PETALING JAYA: Lawyer Alan Gomez has been given permission to appear in the Kota Kinabalu High Court to represent former attorney-general (AG) Tommy Thomas in a suit over the ex-AG’s alleged mismanagement of a claim by the descendants of the Sulu sultanate.
Counsel Raymond Szetu said Justice Christopher Chin granted ad hoc admission to Gomez, a partner in the legal firm of Tommy Thomas, Advocates and Solicitors, in Kuala Lumpur.
“The judge allowed Gomez’s admission despite strenuous objections from the Sabah Attorney-General and the Sabah Law Society,” Szetu told FMT after today’s ruling.
Last year, Thomas appointed Sabah law firm Szetu & Co as solicitors to handle the brief as lawyers from the peninsula require ad-hoc admission from the High Court of Sabah and Sarawak to appear in cases there.
Szetu then filed an application in the Kota Kinabalu High Court to get Gomez admitted.
The suit was brought by two Sabah deputy chief ministers, Jeffrey Kitingan and Joachim Gunsalam, state ministers Jahid Jahim and Ellron Angin, as well as state assistant ministers Joniston Bangkuai, Abidin Madingkir, Robert Tawfik, Julita Mojungki and Flovia Ng.
Thomas has filed an application to strike out the suit.
The date for the striking out application has yet to be fixed.
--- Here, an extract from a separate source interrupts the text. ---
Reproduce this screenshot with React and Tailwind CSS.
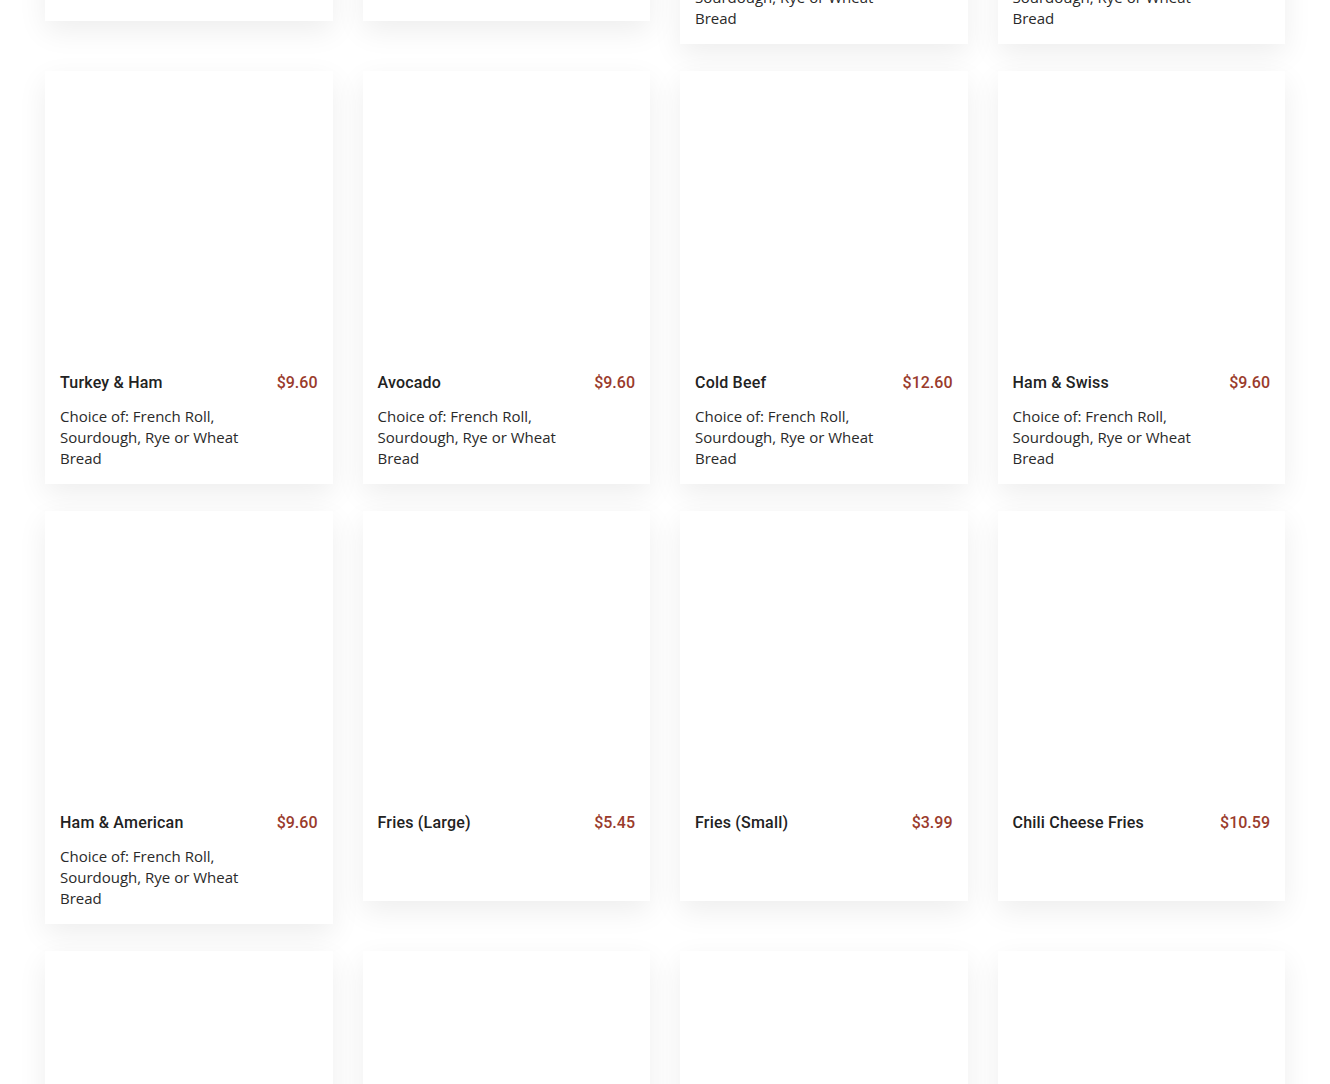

The nine plaintiffs, who filed the suit last August, want a declaration that Thomas, who as AG was the government’s legal adviser between June 2018 and February 2020, committed misfeasance in public office.
They said the Sulu descendants had served a preliminary notice of intention to begin arbitration in November 2017 but Thomas failed to respond and later made a decision not to take part or intervene in the arbitration proceeding to challenge Gonzalo Stampa’s jurisdiction.
In February last year, Stampa ruled that the federal government must pay US$14.92 billion (RM62.59 billion) to the descendants of the last sultan of Sulu.
Early this month, a Spanish constitutional court upheld a lower court order which annulled Stampa’s appointment of arbitrator to preside over the dispute.
The dispute has its origin in an 1878 Deed of Cession between the then sultan of Sulu, Sultan Jamal Al Alam, and Baron de Overbeck, the then maharaja of Sabah, and British North Borneo Company’s Alfred Dent.
Pursuant to the agreement, Jamal ceded sovereignty over large parts of Sabah to Dent and Overbeck, who agreed that they and their future heirs would pay the heirs of the sultan 5,000 Mexican dollars annually.
In 1936, the last formally recognised sultan of Sulu, Jamalul Kiram II, died without heirs, and payments temporarily ceased until North Borneo High Court chief justice Charles F Macaskie named nine court-appointed heirs in 1939.
Although Malaysia took over these payments when it became the successor of the agreement following Sabah’s independence and the formation of the federation in 1963, the payments – equivalent to RM5,300 a year – ceased in 2013 after an incursion by armed men into Lahad Datu, along the eastern coast of Sabah.